Glaukos announced that it has submitted a premarket approval (PMA) application to the FDA for the iStent inject Trabecular Micro-Bypass Stent.
The iStent inject is designed to improve aqueous humor outflow into Schlemm’s canal and reduce IOP in mild-to-moderate open-angle glaucoma patients undergoing cataract surgery. It includes two heparin-coated titanium stents preloaded into an auto-injection system that allows the surgeon to inject stents into multiple trabecular meshwork locations through a single corneal entry point.
“This PMA submission marks a significant milestone for Glaukos as we continue to deliver our deep pipeline of novel glaucoma surgical devices and sustained pharmaceuticals,” Thomas Burns, president and chief executive officer, said in a company news release. “The iStent inject represents the first in a series of five new products we are expecting to introduce over the next 5 years, culminating in what we believe will be the industry’s broadest portfolio of technologies designed to address the full range of glaucoma disease states and progression.”
The iStent inject prospective, randomized, multicenter clinical trial included 41 sites and 505 randomized subjects who received either iStent inject in combination with cataract surgery or cataract surgery alone.

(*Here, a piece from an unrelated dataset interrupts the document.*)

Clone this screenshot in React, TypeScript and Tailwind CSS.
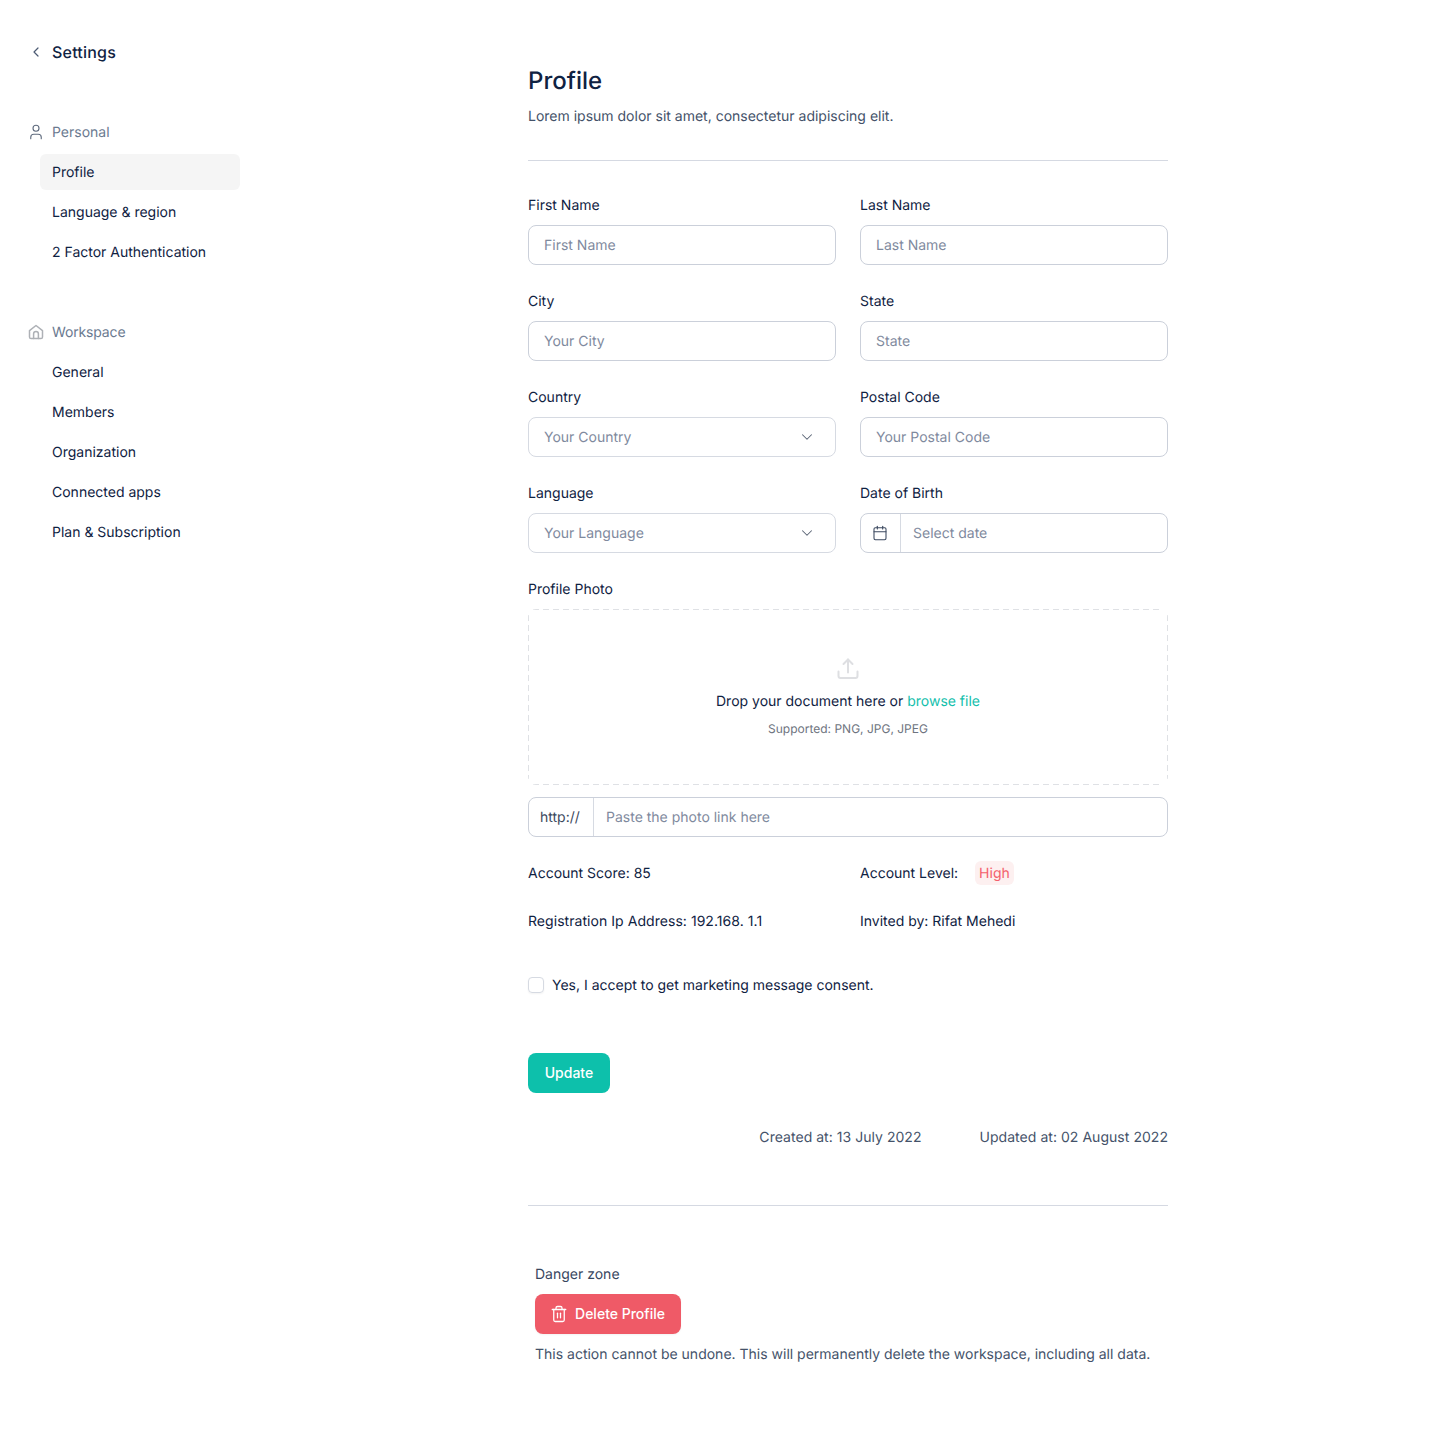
import React from "react";
import { ChevronLeft, ChevronDown, Calendar, Trash2, User } from "lucide-react";

const ink = "text-[#0f2242]";

function HomeIcon() {
  return (
    <svg width="16" height="16" viewBox="0 0 16 16" fill="none" stroke="#aeb1b6" strokeWidth="1.5" strokeLinejoin="round" strokeLinecap="round">
      <path d="M1.5 6.6 8 1.5l6.5 5.1v6.4a1.6 1.6 0 0 1-1.6 1.6H3.1a1.6 1.6 0 0 1-1.6-1.6z" />
      <path d="M5.6 14.4V9.8a2.4 2.4 0 0 1 4.8 0v4.6" />
    </svg>
  );
}

function UploadIcon() {
  return (
    <svg width="24" height="24" viewBox="0 0 24 24" fill="none" stroke="#dedfe2" strokeWidth="2" strokeLinejoin="round" strokeLinecap="round">
      <path d="M12 15.5V2.5" />
      <path d="M7.5 7 12 2.5 16.5 7" />
      <path d="M2.5 14.5V19a2 2 0 0 0 2 2h15a2 2 0 0 0 2-2v-4.5" />
    </svg>
  );
}

function NavItem({ label, active }: { label: string; active?: boolean }) {
  return (
    <div className={`ml-3 flex h-9 w-[200px] items-center rounded-md px-3 pt-[2px] text-sm ${ink} ${active ? "bg-[#f5f5f5]" : ""}`}>
      {label}
    </div>
  );
}

function Field({ label, children }: { label: string; children: React.ReactNode }) {
  return (
    <div className="flex flex-col gap-2">
      <div className={`h-6 pt-px text-sm leading-6 ${ink}`}>{label}</div>
      {children}
    </div>
  );
}

function TextBox({ placeholder }: { placeholder: string }) {
  return (
    <div className="flex h-10 items-center rounded-lg border border-[#cbd0da] px-[15px] pt-[2px] text-sm text-[#7f8a9e]">{placeholder}</div>
  );
}

function SelectBox({ placeholder }: { placeholder: string }) {
  return (
    <div className="flex h-10 items-center justify-between rounded-lg border border-[#d6dae2] pl-[15px] pr-[19px] text-sm text-[#7f8a9e]">
      <span className="pt-[2px]">{placeholder}</span>
      <ChevronDown size={18} strokeWidth={1.4} className="text-[#5a6475]" />
    </div>
  );
}

export default function App() {
  return (
    <div className="flex h-[1430px] bg-white font-['Inter',sans-serif] [text-rendering:geometricPrecision]">
      <aside className="w-[528px] shrink-0 pl-7 pt-10">
        <div className={`flex h-6 items-center gap-2 ${ink}`}>
          <ChevronLeft size={16} strokeWidth={1.8} className="text-[#4b5a73]" />
          <span className="text-base font-medium tracking-[0.2px]">Settings</span>
        </div>
        <div className="mt-[50px] flex flex-col gap-1">
          <div className="flex h-9 items-center gap-2 text-sm text-[#6b7a90]">
            <User size={18} strokeWidth={1.5} className="-mx-px text-[#5f6b7e]" />
            <span className="pt-[2px]">Personal</span>
          </div>
          <NavItem label="Profile" active />
          <NavItem label="Language &amp; region" />
          <NavItem label="2 Factor Authentication" />
        </div>
        <div className="mt-[44px] flex flex-col gap-1">
          <div className="flex h-9 items-center gap-2 text-sm text-[#6b7a90]">
            <HomeIcon />
            <span className="pt-[2px] tracking-[-0.15px]">Workspace</span>
          </div>
          <NavItem label="General" />
          <NavItem label="Members" />
          <NavItem label="Organization" />
          <NavItem label="Connected apps" />
          <NavItem label="Plan &amp; Subscription" />
        </div>
      </aside>

      <main className="w-[640px] shrink-0 pt-[63px]">
        <h1 className={`h-9 text-2xl leading-9 font-medium ${ink}`}>Profile</h1>
        <p className="mt-[5px] h-6 pt-px text-sm leading-6 text-[#445269]">Lorem ipsum dolor sit amet, consectetur adipiscing elit.</p>
        <div className="mt-8 h-px bg-[#d5d9e2]" />

        <div className="mt-8 grid grid-cols-2 gap-x-6 gap-y-6">
          <Field label="First Name"><TextBox placeholder="First Name" /></Field>
          <Field label="Last Name"><TextBox placeholder="Last Name" /></Field>
          <Field label="City"><TextBox placeholder="Your City" /></Field>
          <Field label="State"><TextBox placeholder="State" /></Field>
          <Field label="Country"><SelectBox placeholder="Your Country" /></Field>
          <Field label="Postal Code"><TextBox placeholder="Your Postal Code" /></Field>
          <Field label="Language"><SelectBox placeholder="Your Language" /></Field>
          <Field label="Date of Birth">
            <div className="flex h-10 items-center rounded-lg border border-[#cbd0da] text-sm text-[#7f8a9e]">
              <div className="flex h-full w-10 shrink-0 items-center justify-center border-r border-[#d6dae2] pr-px">
                <Calendar size={16} strokeWidth={1.6} className="text-[#3c4a60]" />
              </div>
              <span className="pl-3 pt-[2px]">Select date</span>
            </div>
          </Field>
        </div>

        <div className="mt-6">
          <div className={`h-6 pt-px text-sm leading-6 ${ink}`}>Profile Photo</div>
          <div className="mt-2 flex h-[176px] flex-col items-center rounded-lg bg-no-repeat pt-[48px] [background-image:repeating-linear-gradient(to_right,#dfe1e5_0_6px,transparent_6px_10px),repeating-linear-gradient(to_right,#dfe1e5_0_6px,transparent_6px_10px),repeating-linear-gradient(to_bottom,#dfe1e5_0_6px,transparent_6px_10px),repeating-linear-gradient(to_bottom,#dfe1e5_0_6px,transparent_6px_10px)] [background-position:5px_0,5px_100%,0_6px,100%_6px] [background-size:calc(100%-10px)_1px,calc(100%-10px)_1px,1px_calc(100%-12px),1px_calc(100%-12px)]">
            <UploadIcon />
            <div className={`mt-[8px] h-6 pt-px text-sm leading-6 ${ink}`}>
              Drop your document here or <span className="text-[#14c0ac]">browse file</span>
            </div>
            <div className="mt-[6px] text-xs leading-5 text-[#6e7480]">Supported: PNG, JPG, JPEG</div>
          </div>
          <div className="mt-3 flex h-10 items-center rounded-lg border border-[#cbd0da] text-sm">
            <div className="flex h-full w-[65px] shrink-0 items-center border-r border-[#d6dae2] pl-[11px] pt-[2px] text-[#3c4a60]">http://</div>
            <span className="pl-3 pt-[2px] text-[#7f8a9e]">Paste the photo link here</span>
          </div>
        </div>

        <div className={`mt-6 grid grid-cols-2 gap-x-6 text-sm ${ink}`}>
          <div className="flex h-6 items-center pt-[2px]">Account Score: 85</div>
          <div className="flex h-6 items-center gap-[17px]">
            <span className="pt-[2px]">Account Level:</span>
            <span className="h-6 rounded-md bg-[#fdf0f0] px-1 pt-px leading-6 text-[#f4606c]">High</span>
          </div>
          <div className="mt-6 flex h-6 items-center pt-[2px] tracking-[0.05px]">Registration Ip Address: 192.168. 1.1</div>
          <div className="mt-6 flex h-6 items-center pt-[2px]">Invited by: Rifat Mehedi</div>
        </div>

        <div className={`mt-10 flex h-6 items-center gap-2 text-sm ${ink}`}>
          <div className="h-4 w-4 rounded border border-[#d6dae2] shadow-xs" />
          <span className="pt-[2px]">Yes, I accept to get marketing message consent.</span>
        </div>

        <button className="mt-[56px] h-10 w-[82px] rounded-lg bg-[#0dc0ab] text-sm font-medium text-white">Update</button>

        <div className="mt-8 flex h-6 items-center justify-end gap-[58px] text-sm text-[#445269]">
          <span className="pt-[2px] tracking-[0.04px]">Created at: 13 July 2022</span>
          <span className="pt-[2px] tracking-[0.04px]">Updated at: 02 August 2022</span>
        </div>

        <div className="mt-[56px] h-px bg-[#d5d9e2]" />

        <div className="mt-[56px] pl-[7px]">
          <div className="h-6 pt-px text-sm leading-6 text-[#37465e]">Danger zone</div>
          <button className="mt-2 flex h-10 w-[146px] items-center justify-center gap-2 rounded-lg bg-[#ef5a67] text-sm font-medium text-white shadow-xs">
            <Trash2 size={18} strokeWidth={1.7} className="-mx-px" />
            <span>Delete Profile</span>
          </button>
          <p className="mt-2 h-6 pt-px text-sm leading-6 text-[#445269]">This action cannot be undone. This will permanently delete the workspace, including all data.</p>
        </div>
      </main>
    </div>
  );
}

The iStent inject met its primary effectiveness endpoint in the trial, which was a 20% or greater reduction in IOP from baseline at 24 months. The company plans to release efficacy and safety data from the trial sometime in the first half of 2018.
The iStent inject relies on the same fluidic method of action as the company’s first-generation iStent Trabecular Micro-Bypass Stent, which was approved by the FDA in 2012 and has been shown to lower IOP in adult cataract patients with mild-to-moderate open-angle glaucoma. Each iStent inject stent is approximately 0.23 mm x 0.36 mm, or about one-third the size of iStent, which the company believes is the smallest medical device ever approved by the FDA.
The iStent inject is currently approved for use in the European Union, Armenia, Australia, Brazil, Canada, Hong Kong, Singapore and South Africa.